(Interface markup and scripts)
====

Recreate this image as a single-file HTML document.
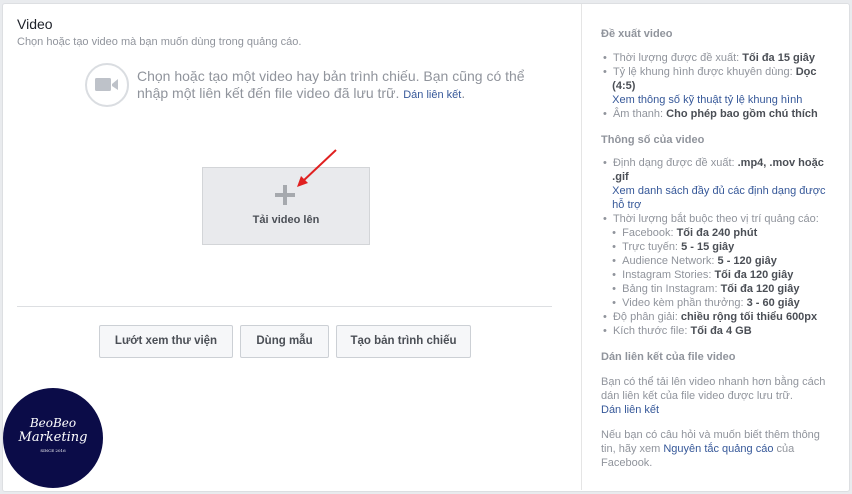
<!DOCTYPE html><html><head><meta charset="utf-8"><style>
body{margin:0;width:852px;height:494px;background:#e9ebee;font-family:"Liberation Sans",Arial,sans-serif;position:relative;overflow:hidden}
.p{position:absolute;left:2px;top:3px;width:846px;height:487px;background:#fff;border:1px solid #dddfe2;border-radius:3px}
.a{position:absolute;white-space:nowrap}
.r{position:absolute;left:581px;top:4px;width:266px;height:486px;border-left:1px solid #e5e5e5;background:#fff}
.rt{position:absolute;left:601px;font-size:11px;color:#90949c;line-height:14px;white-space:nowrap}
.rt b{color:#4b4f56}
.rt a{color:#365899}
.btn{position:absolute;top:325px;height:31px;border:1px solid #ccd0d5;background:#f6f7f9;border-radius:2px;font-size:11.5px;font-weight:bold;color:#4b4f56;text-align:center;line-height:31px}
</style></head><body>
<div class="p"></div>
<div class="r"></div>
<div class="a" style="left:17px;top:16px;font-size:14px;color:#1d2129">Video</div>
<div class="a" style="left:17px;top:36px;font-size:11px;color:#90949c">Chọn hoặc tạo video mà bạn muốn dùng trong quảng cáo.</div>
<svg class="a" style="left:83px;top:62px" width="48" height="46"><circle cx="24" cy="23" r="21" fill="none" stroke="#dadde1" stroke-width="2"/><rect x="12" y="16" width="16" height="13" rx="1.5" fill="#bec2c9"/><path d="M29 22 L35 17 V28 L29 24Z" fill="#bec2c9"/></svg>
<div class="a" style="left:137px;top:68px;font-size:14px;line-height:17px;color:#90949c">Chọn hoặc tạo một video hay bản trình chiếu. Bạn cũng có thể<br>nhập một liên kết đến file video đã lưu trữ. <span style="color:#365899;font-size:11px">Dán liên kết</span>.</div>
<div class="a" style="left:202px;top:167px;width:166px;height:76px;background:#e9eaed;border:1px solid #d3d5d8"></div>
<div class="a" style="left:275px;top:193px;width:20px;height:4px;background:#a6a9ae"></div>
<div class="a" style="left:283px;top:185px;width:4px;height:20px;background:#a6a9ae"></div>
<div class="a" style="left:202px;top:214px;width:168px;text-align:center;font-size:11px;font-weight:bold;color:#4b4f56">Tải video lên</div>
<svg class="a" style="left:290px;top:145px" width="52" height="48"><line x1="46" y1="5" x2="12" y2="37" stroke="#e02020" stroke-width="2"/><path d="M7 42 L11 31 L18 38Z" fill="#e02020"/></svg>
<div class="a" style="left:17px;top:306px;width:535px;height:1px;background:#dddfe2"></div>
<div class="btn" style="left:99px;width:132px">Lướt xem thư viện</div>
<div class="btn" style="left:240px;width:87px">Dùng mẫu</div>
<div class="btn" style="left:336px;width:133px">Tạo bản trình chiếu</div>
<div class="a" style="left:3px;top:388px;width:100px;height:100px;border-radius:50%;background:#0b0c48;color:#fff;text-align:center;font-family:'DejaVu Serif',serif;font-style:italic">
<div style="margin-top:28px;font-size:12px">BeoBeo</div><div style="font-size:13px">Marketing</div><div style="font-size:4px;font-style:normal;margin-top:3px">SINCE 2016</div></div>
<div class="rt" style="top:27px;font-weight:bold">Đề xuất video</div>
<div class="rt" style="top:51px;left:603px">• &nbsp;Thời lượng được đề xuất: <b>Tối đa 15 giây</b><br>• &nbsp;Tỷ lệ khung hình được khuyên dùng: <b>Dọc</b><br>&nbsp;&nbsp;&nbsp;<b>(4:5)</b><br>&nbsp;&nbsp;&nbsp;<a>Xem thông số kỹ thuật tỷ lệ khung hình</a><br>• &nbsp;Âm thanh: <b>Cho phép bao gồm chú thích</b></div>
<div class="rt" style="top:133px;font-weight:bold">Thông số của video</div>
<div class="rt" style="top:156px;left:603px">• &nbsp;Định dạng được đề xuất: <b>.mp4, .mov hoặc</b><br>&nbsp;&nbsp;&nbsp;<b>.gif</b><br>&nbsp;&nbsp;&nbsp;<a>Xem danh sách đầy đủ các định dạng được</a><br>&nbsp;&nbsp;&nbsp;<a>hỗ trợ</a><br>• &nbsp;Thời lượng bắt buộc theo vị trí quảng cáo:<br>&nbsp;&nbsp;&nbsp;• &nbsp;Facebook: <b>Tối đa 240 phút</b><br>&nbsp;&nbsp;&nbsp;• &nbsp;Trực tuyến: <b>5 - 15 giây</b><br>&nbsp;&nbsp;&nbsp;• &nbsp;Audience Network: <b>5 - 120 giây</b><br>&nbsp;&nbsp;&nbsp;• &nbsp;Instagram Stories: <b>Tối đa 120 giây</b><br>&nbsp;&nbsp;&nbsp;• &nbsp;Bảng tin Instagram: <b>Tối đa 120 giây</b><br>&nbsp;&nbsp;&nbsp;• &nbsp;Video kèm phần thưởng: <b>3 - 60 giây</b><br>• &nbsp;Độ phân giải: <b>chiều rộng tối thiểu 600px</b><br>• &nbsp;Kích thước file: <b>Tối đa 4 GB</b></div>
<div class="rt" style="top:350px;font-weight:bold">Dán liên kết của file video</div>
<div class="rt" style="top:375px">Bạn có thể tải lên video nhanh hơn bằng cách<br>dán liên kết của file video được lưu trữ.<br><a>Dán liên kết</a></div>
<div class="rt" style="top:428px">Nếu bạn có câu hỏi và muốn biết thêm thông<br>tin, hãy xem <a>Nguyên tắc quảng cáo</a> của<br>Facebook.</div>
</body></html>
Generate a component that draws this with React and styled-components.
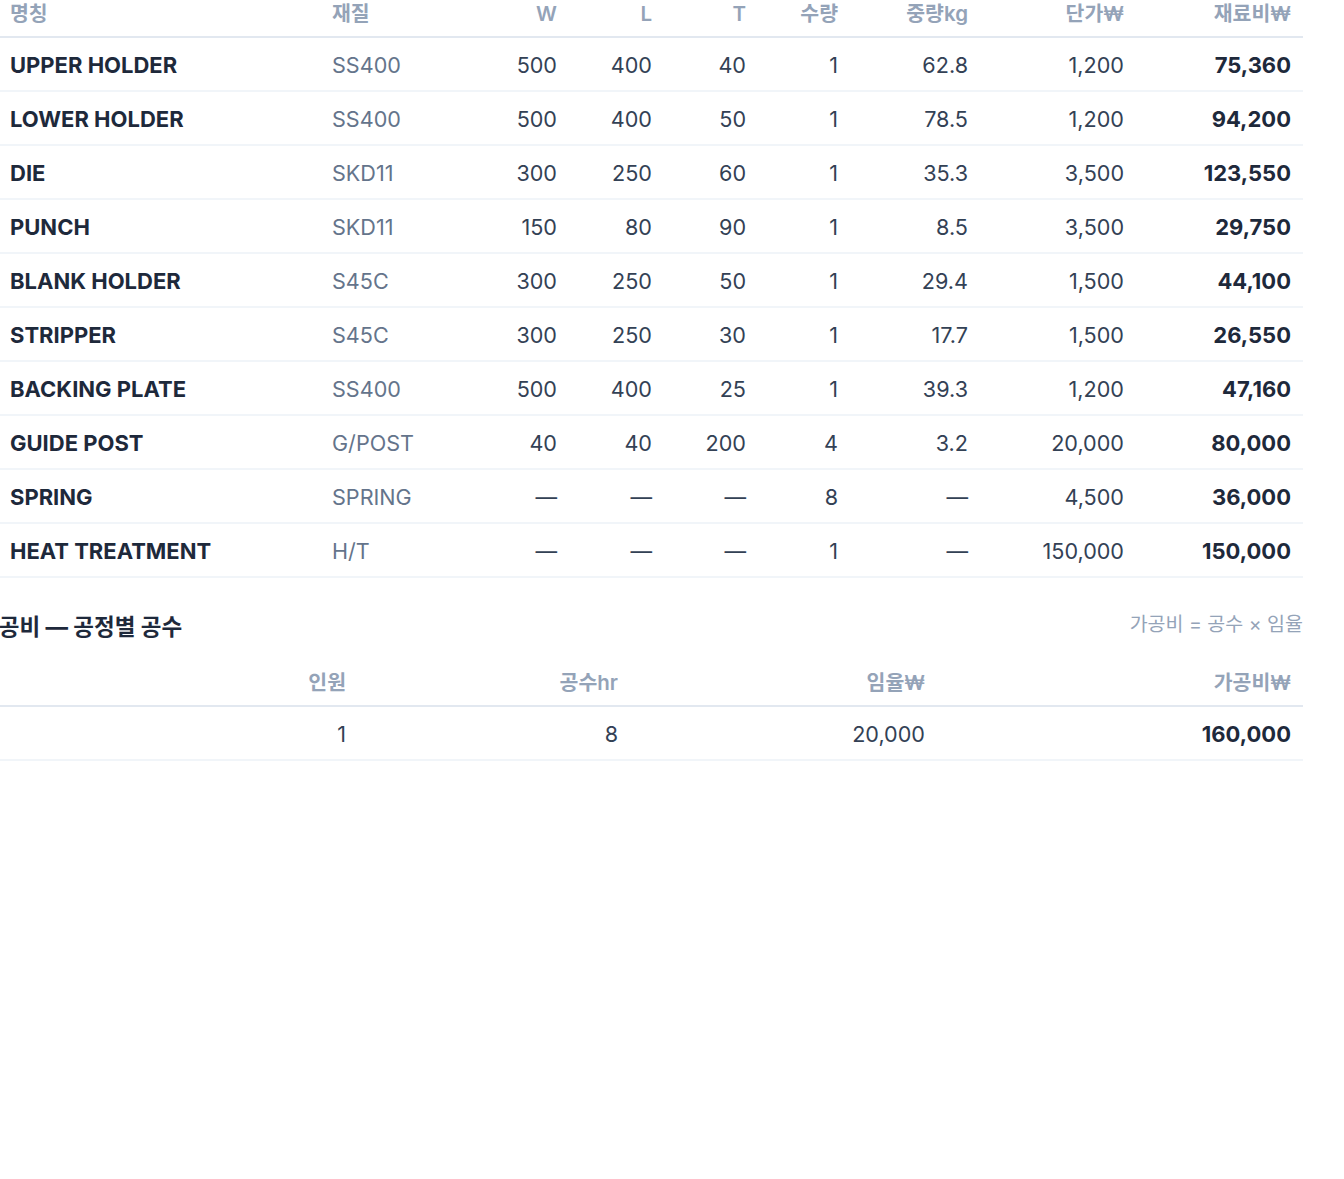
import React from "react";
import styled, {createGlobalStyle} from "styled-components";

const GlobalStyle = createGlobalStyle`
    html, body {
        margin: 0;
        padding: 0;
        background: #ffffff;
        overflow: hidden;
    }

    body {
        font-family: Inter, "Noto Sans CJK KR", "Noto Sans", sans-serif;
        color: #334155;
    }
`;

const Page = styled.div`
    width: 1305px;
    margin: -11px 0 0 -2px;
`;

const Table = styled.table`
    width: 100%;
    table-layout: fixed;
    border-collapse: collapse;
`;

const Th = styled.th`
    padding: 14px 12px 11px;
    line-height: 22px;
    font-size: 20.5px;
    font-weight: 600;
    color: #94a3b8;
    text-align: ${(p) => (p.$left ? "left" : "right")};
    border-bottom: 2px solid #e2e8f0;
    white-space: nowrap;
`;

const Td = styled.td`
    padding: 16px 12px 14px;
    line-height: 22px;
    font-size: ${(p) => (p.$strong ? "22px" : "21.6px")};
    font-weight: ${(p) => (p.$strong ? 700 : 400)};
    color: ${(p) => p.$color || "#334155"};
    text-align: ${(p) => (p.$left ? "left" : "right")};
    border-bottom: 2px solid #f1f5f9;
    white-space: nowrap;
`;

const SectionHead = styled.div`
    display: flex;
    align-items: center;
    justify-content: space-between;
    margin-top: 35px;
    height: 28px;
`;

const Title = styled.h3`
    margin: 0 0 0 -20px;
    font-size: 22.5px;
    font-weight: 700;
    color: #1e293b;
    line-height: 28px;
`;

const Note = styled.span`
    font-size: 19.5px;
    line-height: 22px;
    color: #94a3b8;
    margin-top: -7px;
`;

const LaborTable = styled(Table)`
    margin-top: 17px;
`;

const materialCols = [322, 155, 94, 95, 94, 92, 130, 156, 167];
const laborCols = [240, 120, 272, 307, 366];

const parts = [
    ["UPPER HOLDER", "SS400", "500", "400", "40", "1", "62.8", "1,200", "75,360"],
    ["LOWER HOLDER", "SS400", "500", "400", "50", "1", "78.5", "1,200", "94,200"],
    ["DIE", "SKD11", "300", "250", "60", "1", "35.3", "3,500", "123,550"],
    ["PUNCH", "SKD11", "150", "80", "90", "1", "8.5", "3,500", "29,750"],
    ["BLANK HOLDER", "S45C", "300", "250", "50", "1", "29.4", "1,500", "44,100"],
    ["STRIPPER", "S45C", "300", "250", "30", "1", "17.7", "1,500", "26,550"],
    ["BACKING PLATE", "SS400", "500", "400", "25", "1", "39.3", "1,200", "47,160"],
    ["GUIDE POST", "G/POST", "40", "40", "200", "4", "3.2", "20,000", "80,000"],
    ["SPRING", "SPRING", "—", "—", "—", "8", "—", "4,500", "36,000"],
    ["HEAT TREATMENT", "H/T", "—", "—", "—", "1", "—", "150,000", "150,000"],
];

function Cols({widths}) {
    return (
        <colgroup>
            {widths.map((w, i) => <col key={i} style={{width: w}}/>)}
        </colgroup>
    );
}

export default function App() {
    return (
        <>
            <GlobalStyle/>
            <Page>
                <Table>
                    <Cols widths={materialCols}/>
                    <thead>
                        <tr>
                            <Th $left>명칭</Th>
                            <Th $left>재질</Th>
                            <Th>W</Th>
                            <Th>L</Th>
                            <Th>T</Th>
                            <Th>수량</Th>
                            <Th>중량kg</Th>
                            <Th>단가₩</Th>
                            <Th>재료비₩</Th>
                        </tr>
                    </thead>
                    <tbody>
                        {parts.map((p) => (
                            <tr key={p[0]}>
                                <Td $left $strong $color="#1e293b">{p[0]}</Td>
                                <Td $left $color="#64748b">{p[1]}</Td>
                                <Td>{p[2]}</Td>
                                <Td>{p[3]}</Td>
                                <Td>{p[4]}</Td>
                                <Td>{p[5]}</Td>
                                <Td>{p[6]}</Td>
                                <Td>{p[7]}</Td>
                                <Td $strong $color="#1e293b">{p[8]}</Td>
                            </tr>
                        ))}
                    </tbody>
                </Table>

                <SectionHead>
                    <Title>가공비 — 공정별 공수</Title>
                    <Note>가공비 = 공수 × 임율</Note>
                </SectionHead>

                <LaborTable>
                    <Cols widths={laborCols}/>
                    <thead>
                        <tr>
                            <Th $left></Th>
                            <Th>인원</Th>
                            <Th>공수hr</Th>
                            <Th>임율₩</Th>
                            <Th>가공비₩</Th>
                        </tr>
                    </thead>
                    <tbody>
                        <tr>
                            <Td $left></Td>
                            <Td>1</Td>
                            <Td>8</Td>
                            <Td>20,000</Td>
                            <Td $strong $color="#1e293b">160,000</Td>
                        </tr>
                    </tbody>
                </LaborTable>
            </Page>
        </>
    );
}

====

Counting only lines of the data above that hold "styled", report the total and nothing else.

▶ [Reply]:
10